The Optional Protocol to the Convention on the Elimination of All Forms of Discrimination against Women is a side-agreement to the Convention which allows its parties to recognise the competence of the Committee on the Elimination of Discrimination against Women to consider complaints from individuals.[4]

The Optional Protocol was adopted by the UN General Assembly on 6 October 1999 and entered into force on 22 December 2000.[5] Currently it has 79 signatories and 98 parties.[6]


The CEDAW has been controversial for statements seen by Concerned Women for America as promoting radical feminism.
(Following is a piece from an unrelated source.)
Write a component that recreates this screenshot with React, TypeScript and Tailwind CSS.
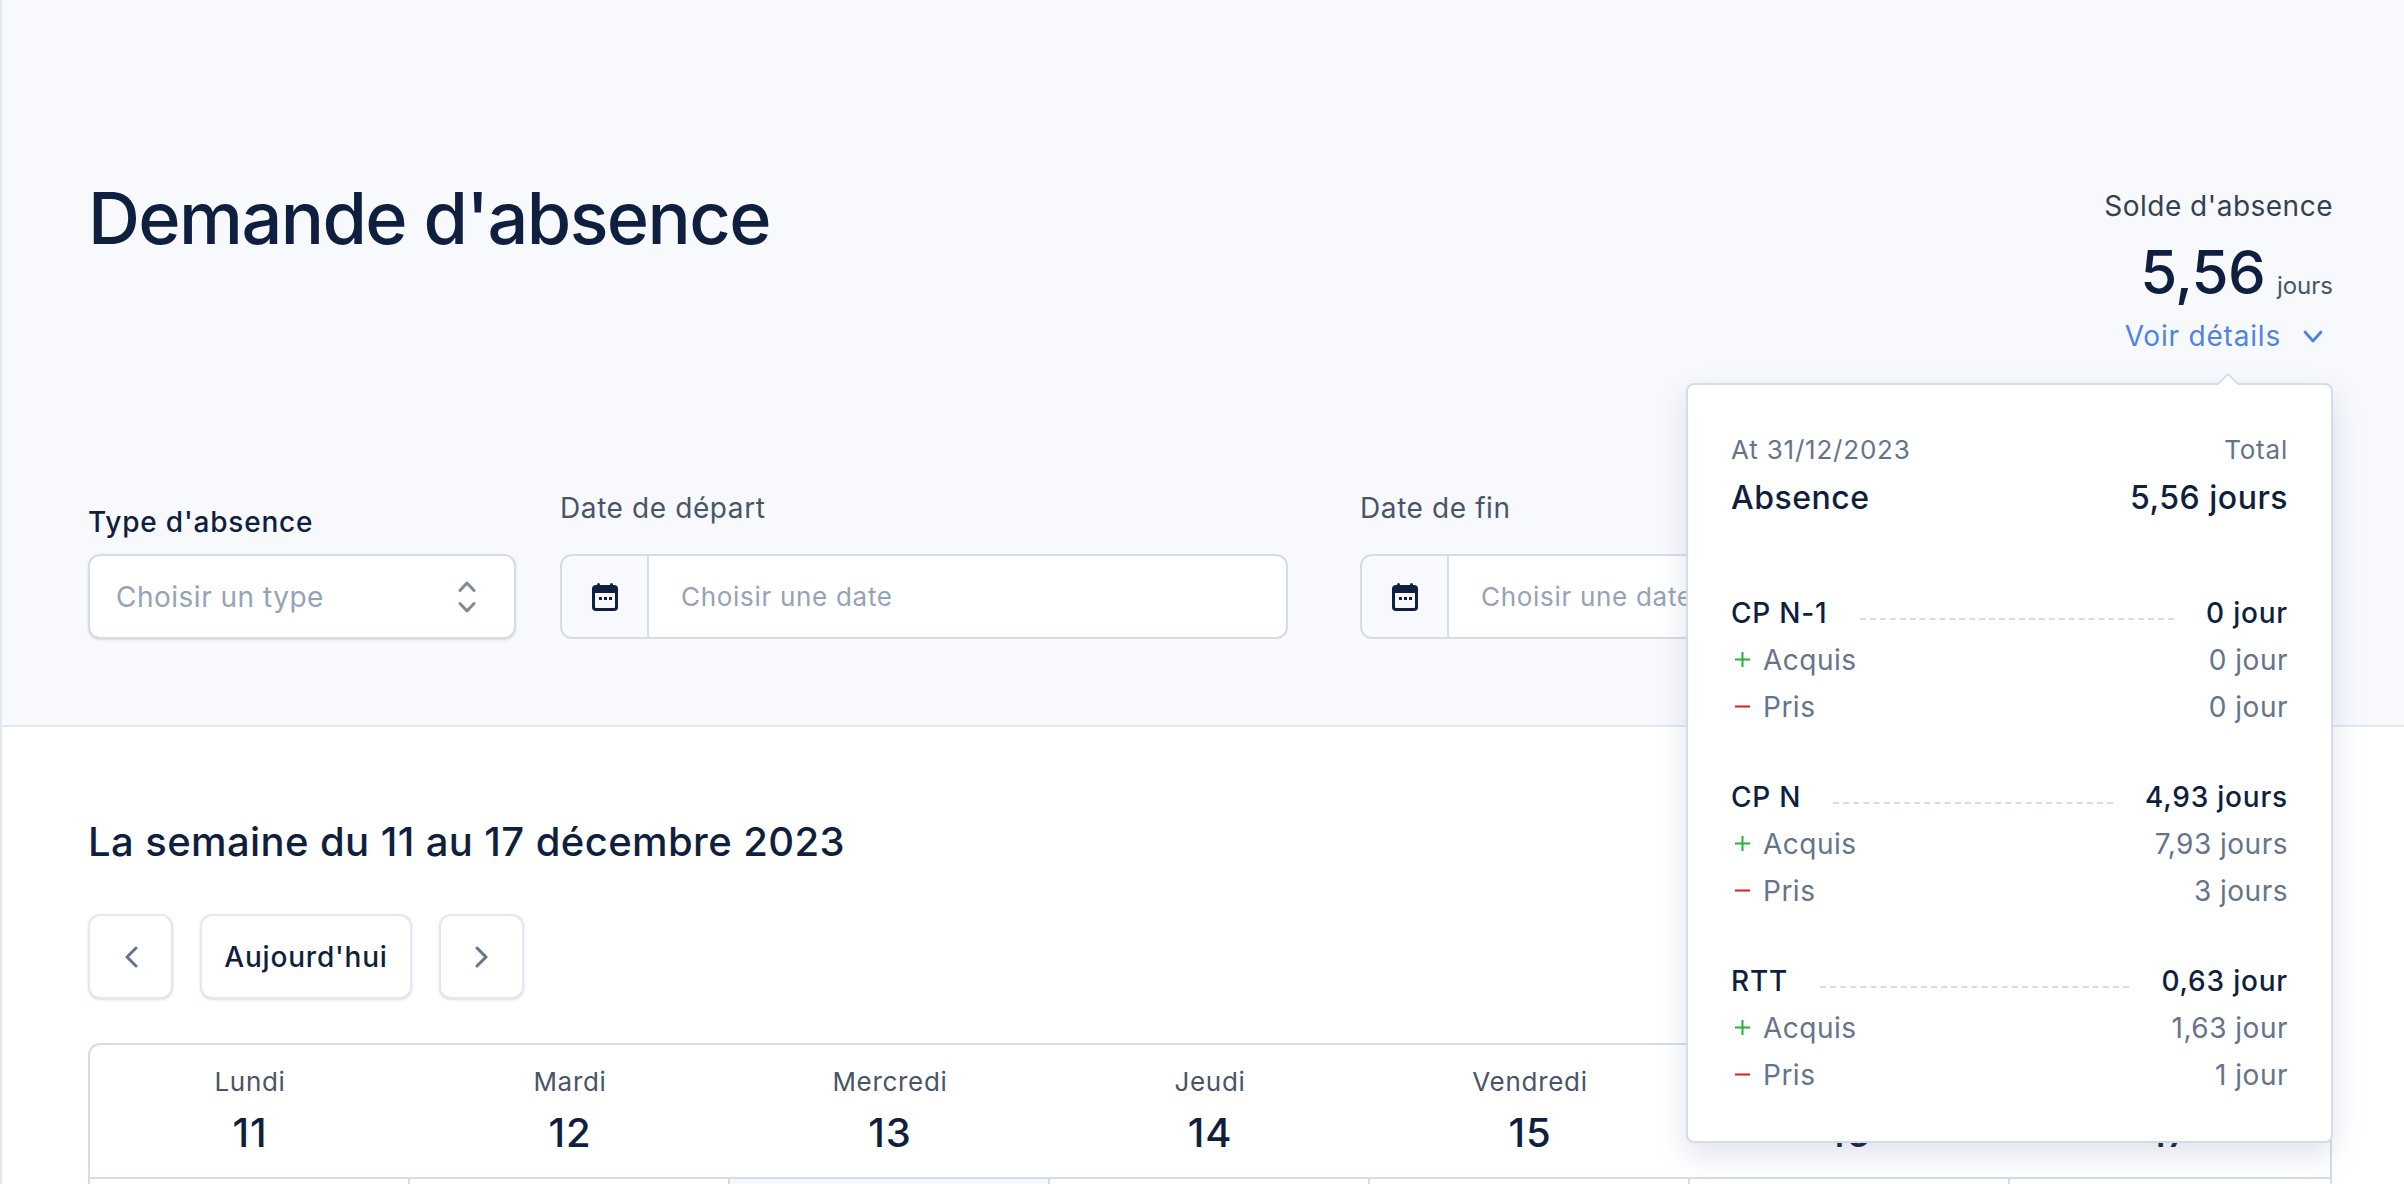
const days = [
    { name: "Lundi", num: 11 },
    { name: "Mardi", num: 12 },
    { name: "Mercredi", num: 13 },
    { name: "Jeudi", num: 14 },
    { name: "Vendredi", num: 15 },
    { name: "Samedi", num: 16 },
    { name: "Dimanche", num: 17 },
]

const balances = [
    { label: "CP N-1", total: "0 jour", acquis: "0 jour", pris: "0 jour" },
    { label: "CP N", total: "4,93 jours", acquis: "7,93 jours", pris: "3 jours" },
    { label: "RTT", total: "0,63 jour", acquis: "1,63 jour", pris: "1 jour" },
]

function CalendarIcon() {
    return (
        <svg width="26" height="28" viewBox="0 0 26 28" fill="none">
            <rect x="5" y="0" width="3" height="5" rx="1.5" fill="#0f1f40" />
            <rect x="18" y="0" width="3" height="5" rx="1.5" fill="#0f1f40" />
            <rect x="1.5" y="3.5" width="23" height="23" rx="2.5" stroke="#0f1f40" strokeWidth="3" />
            <rect x="1" y="3" width="24" height="7" fill="#0f1f40" />
            <rect x="7" y="14" width="3" height="3" fill="#0f1f40" />
            <rect x="12" y="14" width="3" height="3" fill="#0f1f40" />
            <rect x="17" y="14" width="3" height="3" fill="#0f1f40" />
        </svg>
    )
}

function UpDownIcon() {
    return (
        <svg width="18" height="32" viewBox="0 0 18 32" fill="none" stroke="#7b8a9f" strokeWidth="3" strokeLinecap="round" strokeLinejoin="round">
            <path d="M2 9.5 9 2l7 7.5" />
            <path d="M2 22.5 9 30l7-7.5" />
        </svg>
    )
}

function DownIcon() {
    return (
        <svg width="20" height="13" viewBox="0 0 20 13" fill="none" stroke="#4f83e3" strokeWidth="2.8" strokeLinecap="round" strokeLinejoin="round">
            <path d="M2 2l8 9 8-9" />
        </svg>
    )
}

function SideIcon({ dir }: { dir: "left" | "right" }) {
    return (
        <svg width="14" height="22" viewBox="0 0 14 22" fill="none" stroke="#64748b" strokeWidth="3" strokeLinecap="round" strokeLinejoin="round">
            <path d={dir === "left" ? "M12 2 3 11l9 9" : "M2 2l9 9-9 9"} />
        </svg>
    )
}

function DateField({ label }: { label: string }) {
    return (
        <div className="w-[728px]">
            <div className="text-[28px] leading-[40px] tracking-[0.6px] text-[#475569]">{label}</div>
            <div className="mt-[26px] flex h-[85px]">
                <div className="flex w-[89px] items-center justify-center rounded-l-[12px] border-2 border-[#d5dce9] bg-[#f8f9fd]">
                    <CalendarIcon />
                </div>
                <div className="flex flex-1 items-center rounded-r-[12px] border-2 border-l-0 border-[#d5dce9] bg-white pl-[32px] text-[26px] tracking-[0.7px] text-[#94a3b8]">
                    Choisir une date
                </div>
            </div>
        </div>
    )
}

function BalanceBlock({ label, total, acquis, pris }: { label: string; total: string; acquis: string; pris: string }) {
    return (
        <div className="mb-[43px] last:mb-0">
            <div className="flex h-[47px] items-center text-[28px] font-medium tracking-[0.8px] text-[#0f1f40]">
                <span>{label}</span>
                <span className="mx-[32px] mt-[12px] flex-1 border-t-2 border-dashed border-[#d5dce9]" />
                <span>{total}</span>
            </div>
            <div className="flex h-[47px] items-center justify-between text-[28px] tracking-[0.5px] text-[#64748b]">
                <span className="flex items-center">
                    <svg width="15" height="15" viewBox="0 0 15 15" className="ml-[4px] mr-[13px]" fill="none" stroke="#22b33a" strokeWidth="2">
                        <path d="M7.5 0v15M0 7.5h15" />
                    </svg>
                    Acquis
                </span>
                <span>{acquis}</span>
            </div>
            <div className="flex h-[47px] items-center justify-between text-[28px] tracking-[0.5px] text-[#64748b]">
                <span className="flex items-center">
                    <svg width="15" height="15" viewBox="0 0 15 15" className="ml-[4px] mr-[13px]" fill="none" stroke="#e0191f" strokeWidth="2">
                        <path d="M0 7.5h15" />
                    </svg>
                    Pris
                </span>
                <span>{pris}</span>
            </div>
        </div>
    )
}

export default function App() {
    return (
        <div className="relative h-[1184px] w-[2404px] overflow-hidden border-l-2 border-[#e2e8f0] bg-white font-['Inter',sans-serif] text-[#0f1f40]">
            <header className="h-[727px] border-b-2 border-[#e2e8f0] bg-[#f8f9fd] pl-[86px] pr-[71px]">
                <div className="flex justify-between pt-[178px]">
                    <h1 className="text-[72px] leading-[80px] font-medium tracking-[-1.6px]">Demande d'absence</h1>
                    <div className="mt-[8px] flex flex-col items-end">
                        <div className="text-[28px] leading-[40px] tracking-[0.5px] text-[#334155]">Solde d'absence</div>
                        <div className="mt-[10px] flex items-baseline">
                            <span className="text-[60px] leading-[72px] font-medium tracking-[-0.8px]">5,56</span>
                            <span className="ml-[12px] text-[24px] text-[#475569]">jours</span>
                        </div>
                        <div className="mt-[8px] flex items-center text-[28px] leading-[40px] tracking-[0.8px] text-[#4f83e3]">
                            Voir détails
                            <span className="ml-[22px] mr-[10px]"><DownIcon /></span>
                        </div>
                    </div>
                </div>
                <div className="mt-[132px] flex items-start">
                    <div className="mr-[44px] w-[428px] pt-[14px]">
                        <div className="text-[28px] leading-[40px] font-medium tracking-[0.8px]">Type d'absence</div>
                        <div className="mt-[12px] flex h-[85px] items-center justify-between rounded-[12px] border-2 border-[#d5dce9] bg-white pl-[26px] pr-[38px] text-[28px] tracking-[0.5px] text-[#94a3b8] shadow-sm">
                            Choisir un type
                            <UpDownIcon />
                        </div>
                    </div>
                    <div className="mr-[72px]">
                        <DateField label="Date de départ" />
                    </div>
                    <DateField label="Date de fin" />
                </div>
            </header>

            <main className="pl-[86px] pr-[72px]">
                <h2 className="pt-[89px] text-[40px] leading-[52px] font-medium tracking-[0.4px]">La semaine du 11 au 17 décembre 2023</h2>
                <div className="mt-[46px] flex gap-[27px]">
                    <button className="flex h-[85px] w-[85px] items-center justify-center rounded-[12px] border-2 border-[#e2e8f0] bg-white shadow-sm">
                        <SideIcon dir="left" />
                    </button>
                    <button className="h-[85px] w-[212px] rounded-[12px] border-2 border-[#e2e8f0] bg-white text-[28px] font-medium tracking-[0.8px] shadow-sm">
                        Aujourd'hui
                    </button>
                    <button className="flex h-[85px] w-[85px] items-center justify-center rounded-[12px] border-2 border-[#e2e8f0] bg-white shadow-sm">
                        <SideIcon dir="right" />
                    </button>
                </div>
                <div className="mt-[44px] rounded-t-[12px] border-x-2 border-t-2 border-[#d5dce9]">
                    <div className="grid h-[134px] grid-cols-7 border-b-2 border-[#d5dce9]">
                        {days.map(day => (
                            <div key={day.num} className="pt-[18px] text-center">
                                <div className="text-[26px] leading-[38px] tracking-[0.7px] text-[#475569]">{day.name}</div>
                                <div className="mt-[6px] text-[40px] leading-[52px] font-medium tracking-[0.8px]">{day.num}</div>
                            </div>
                        ))}
                    </div>
                    <div className="grid h-[20px] grid-cols-7">
                        {days.map(day => (
                            <div key={day.num} className={day.num === 13 ? "border-r-2 border-[#d5dce9] bg-[#f8f9fd]" : "border-r-2 border-[#d5dce9] last:border-r-0"} />
                        ))}
                    </div>
                </div>
            </main>

            <div className="absolute left-[1684px] top-[383px] h-[760px] w-[647px] rounded-[8px] border-2 border-[#d5dce9] bg-white px-[43px] pt-[47px] shadow-[0_12px_30px_0_rgba(100,116,160,0.2)]">
                <div className="absolute -top-[9px] left-[532px] size-[16px] rotate-45 rounded-tl-[2px] border-l-2 border-t-2 border-[#d5dce9] bg-white" />
                <div className="flex justify-between text-[26px] leading-[36px] tracking-[0.8px] text-[#64748b]">
                    <span>At 31/12/2023</span>
                    <span>Total</span>
                </div>
                <div className="mt-[8px] mb-[69px] flex justify-between text-[32px] leading-[44px] font-medium tracking-[0.5px]">
                    <span>Absence</span>
                    <span>5,56 jours</span>
                </div>
                {balances.map(item => (
                    <BalanceBlock key={item.label} {...item} />
                ))}
            </div>
        </div>
    )
}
Particularly referenced is a 2000 report which said that in Belarus, "the Committee is concerned by the continuing prevalence of sex-role stereotypes and by the reintroduction of such symbols as a Mothers' Day and a Mothers' Award, which it sees as encouraging women's traditional roles."[7] Other controversial positions of CEDAW include supporting the decriminalization of prostitution in specific countries, criticizing Slovenia because only 30% of children are in daycare, demanding equal treatment for work of "equal value", and a treaty requirement that nations "embody the principle of the equality of men and women in their national constitution or other appropriate legislation." These requests are seen by Concerned Women for America and other antifeminist[8] and Christian Right groups as a backdoor to an Equal Rights Amendment or comparable national legislation.[9] Australian and (defunct) New Zealand anti-feminist groups voiced similar concerns in the early eighties.

More recently, the controversy concerning CEDAW has centered around the question of easy access to abortion and contraception. According to C-FAM (the Catholic Family and Human Rights Institute), at UN meetings officials pressed the delegation from Colombia to liberalize its abortion laws and to inaugurate campaigns encouraging contraceptive use and "reproductive health awareness".[10]

Many Islamic countries view the CEDAW as culturally biased towards the Western nations and have consequently placed reservations on the elements that they see as in fundamental contradiction with Islamic Sharia law.[11]